In pochi mesi, un’aurea indebita ha lasciato spazio a una celebrazione, certo imponente, ma «modesta e dignitosa», come ha suggerito Francesco.

Il 12 settembre il popolo polacco ritroverà la grandezza del cardinale del millennio, la sua difficile giovinezza, il suo ruolo di cappellano dell’esercito clandestino nella guerra, la sua intelligente ed efficace resistenza al regime comunista, nonostante i tre anni di carcere. Ma – come scrivono i vescovi nella lettera pastorale per l’occasione – la sua priorità «era prendersi cura e lottare per l’uomo, per la sua libertà, perché l’uomo, creato a immagine e somiglianza di Dio, potesse risplendere del pieno splendore della libertà, della verità, dell’amore e del perdono».

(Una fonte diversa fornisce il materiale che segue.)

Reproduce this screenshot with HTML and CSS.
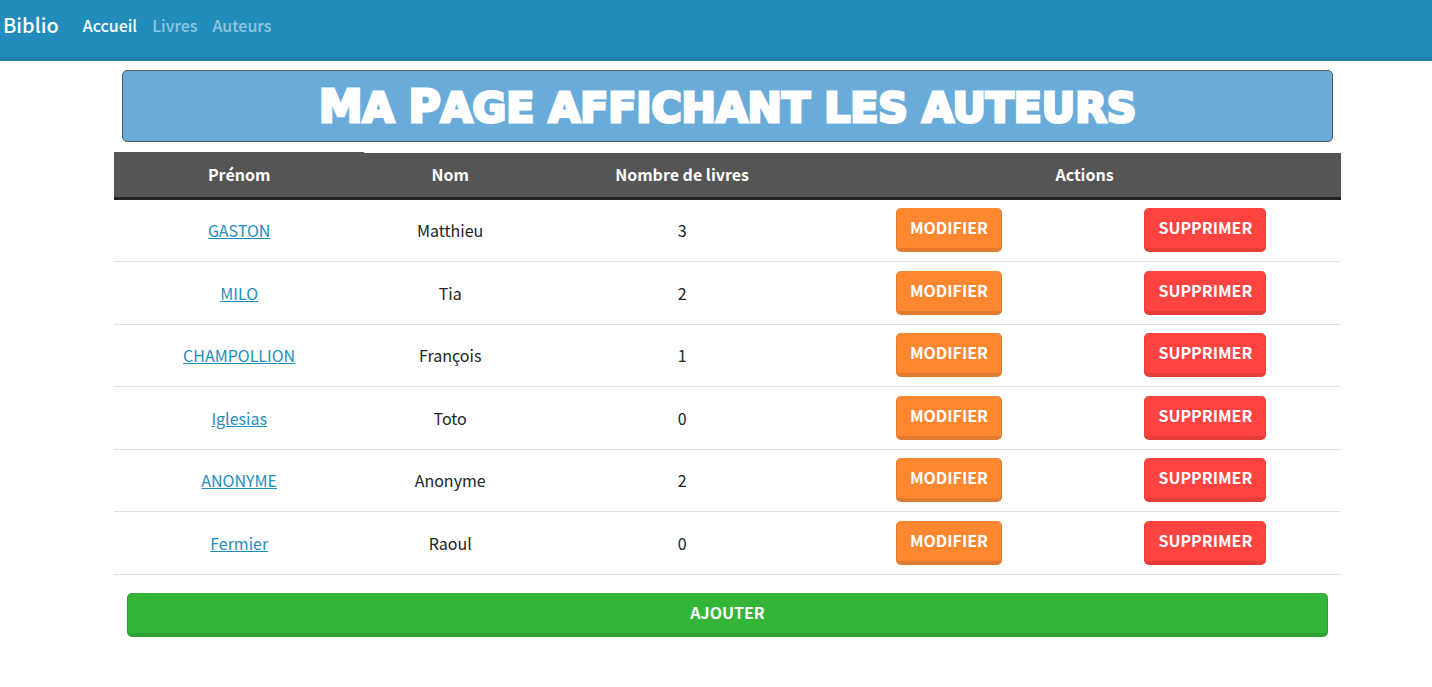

Essi sottolineano il legame con sr. Elisabetta Czacka. Divenuta cieca a 22 anni, ella fondò il primo istituto per ciechi, per ridare piena dignità umana e cristiana alle persone colpite dal male. L’istituzione (Laski) fu il ritiro segreto del cardinale che lì ritrovava la narrazione vissuta del Vangelo, la consolazione delle sue fatiche e la «spiritualità di questo luogo benedetto da Dio», come disse in occasione dei funerali della suora nel 1961. Per strade diverse e grazie al Vangelo «ognuno di loro ha potuto intraprendere i compiti che lo attendevano, aprire nuove strade e aprire nuove prospettive di azione nella Chiesa di Polonia».

Memoria preziosa per una Chiesa «oggi segnata dalla crisi e attraversata dal peccato degli uomini, ma convinta che l’unica via sia il nostro stare con Cristo, l’unica certezza della nostra fede che ci permette di andare avanti nonostante le tempeste e le tenebre… Davanti alle liti e ai litigi che segnano ancora la nostra vita sociale, sfociati purtroppo in una lotta spesso aperta gli uni contro gli altri, dobbiamo – come insegna papa Francesco – sottolineare che l’amore e non l’odio è alla base di ogni vita sociale sana e aperta» (mons. Wojciech Polak, primate di Polonia).